DoD documents marked "FOUO" (or variations thereof) have been a harder problem to solve in the past, primarily because the FOUO marking was applied so broadly and vaguely, and because it was often a significant challenge to figure out who the Office of Primary Responsibility (OPR) actually was for such documents. Blended documents with CUI from multiple DoD organizations posed an even greater challenge, even when senior DoD officials supported foreign release. In many situations, the process for releasing CMI documents proved to be much easier than releasing CUI since classified documents have always been subject to standardized classification, OPR, and declassification marking requirements.

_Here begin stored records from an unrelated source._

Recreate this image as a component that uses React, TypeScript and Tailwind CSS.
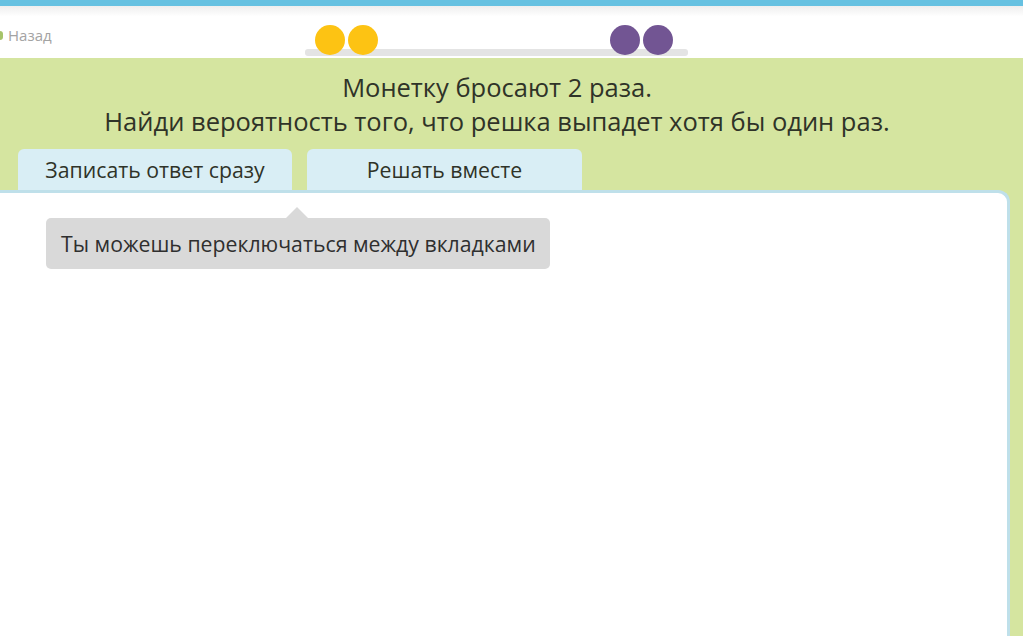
import React from 'react';

const font = { fontFamily: '"Open Sans", "Noto Sans", sans-serif' };

export default function App() {
  return (
    <div className="h-[636px] w-[1023px] overflow-hidden flex flex-col bg-[#d5e5a0]" style={font}>
      {/* top stripe */}
      <div className="h-[6px] bg-[#66c1e1] shrink-0" />

      {/* header */}
      <div className="relative h-[52px] shrink-0 bg-gradient-to-b from-[#eeeeee] via-white to-white via-[20%]">
        <div className="absolute left-0 top-[22px] flex items-center gap-[5px]">
          <span className="block w-[3px] h-[9px] rounded-r-full bg-[#a6c46a]" />
          <span className="text-[15px] text-[#a3a3a3] leading-none">Назад</span>
        </div>
        {/* progress */}
        <div className="absolute left-[305px] top-[43px] w-[383px] h-[7px] rounded-[3px] bg-[#e4e4e4]" />
        <div className="absolute left-[315px] top-[19px] flex gap-[3px]">
          <span className="block w-[30px] h-[30px] rounded-full bg-[#fdc313]" />
          <span className="block w-[30px] h-[30px] rounded-full bg-[#fdc313]" />
        </div>
        <div className="absolute left-[610px] top-[19px] flex gap-[3px]">
          <span className="block w-[30px] h-[30px] rounded-full bg-[#725593]" />
          <span className="block w-[30px] h-[30px] rounded-full bg-[#725593]" />
        </div>
      </div>

      {/* task */}
      <div className="flex-1 flex flex-col">
        <div className="w-[994px] pt-[12px] text-center text-[25.5px] leading-[34px] text-[#2f3328]">
          <p>Монетку бросают 2 раза.</p>
          <p>Найди вероятность того, что решка выпадет хотя бы один раз.</p>
        </div>

        <div className="flex gap-[15px] pl-[18px] mt-[11px]">
          <button className="w-[274px] h-[41px] rounded-t-[6px] bg-[#d9eef5] text-[21.25px] text-[#2f3328] pt-[1px]">
            Записать ответ сразу
          </button>
          <button className="w-[275px] h-[41px] rounded-t-[6px] bg-[#d9eef5] text-[21.25px] text-[#2f3328] pt-[1px]">
            Решать вместе
          </button>
        </div>

        <div className="relative flex-1 -ml-[10px] w-[1020px] rounded-tr-[12px] border-[3px] border-b-0 border-[#bfe0ea] bg-white">
          <div className="absolute left-[53px] top-[25px]">
            <div className="absolute left-[240px] -top-[11px] w-0 h-0 border-x-[11px] border-x-transparent border-b-[11px] border-b-[#d9d9d9]" />
            <div className="w-[504px] h-[51px] rounded-[5px] bg-[#d9d9d9] flex items-center pl-[15px] text-[21.25px] text-[#2f2f2f]">
              Ты можешь переключаться между вкладками
            </div>
          </div>
        </div>
      </div>
    </div>
  );
}
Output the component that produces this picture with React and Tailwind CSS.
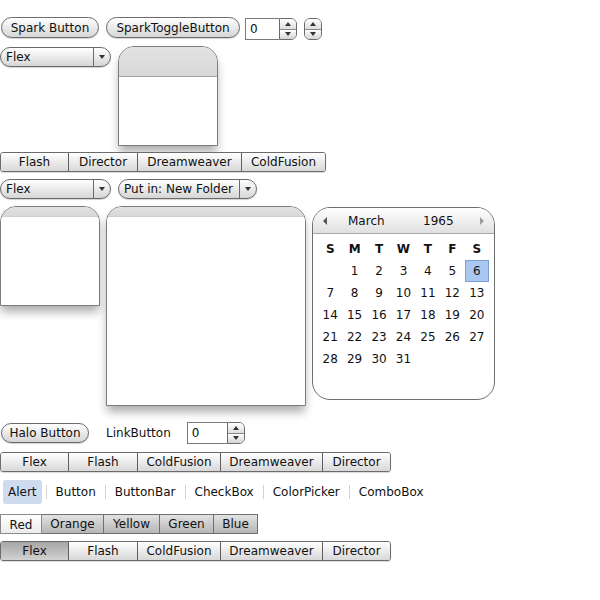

The new DoDI 5200.48 -- once the DoD workforce learns how to categorize DoD CUI documents and mark them properly -- should help quite a bit in this area.

Summary

I predict that U.S. Government's and DoD's transition from the old way of marking and handing CUI -- a combination of "FOUO, SBU, US Only" and other similar markings plus DoDI 5230.24 Distribution Statements -- to a much more complex and robust CUI marking and handling regime will be lengthy and difficult. However as one of my old security mentors used to say about CUI, "we should mark it clearly so everyone understands what it is, and why it should be protected, or be prepared to lose it." The new DoDI 5200.48 provides everyone in government and industry the opportunity to achieve this outcome.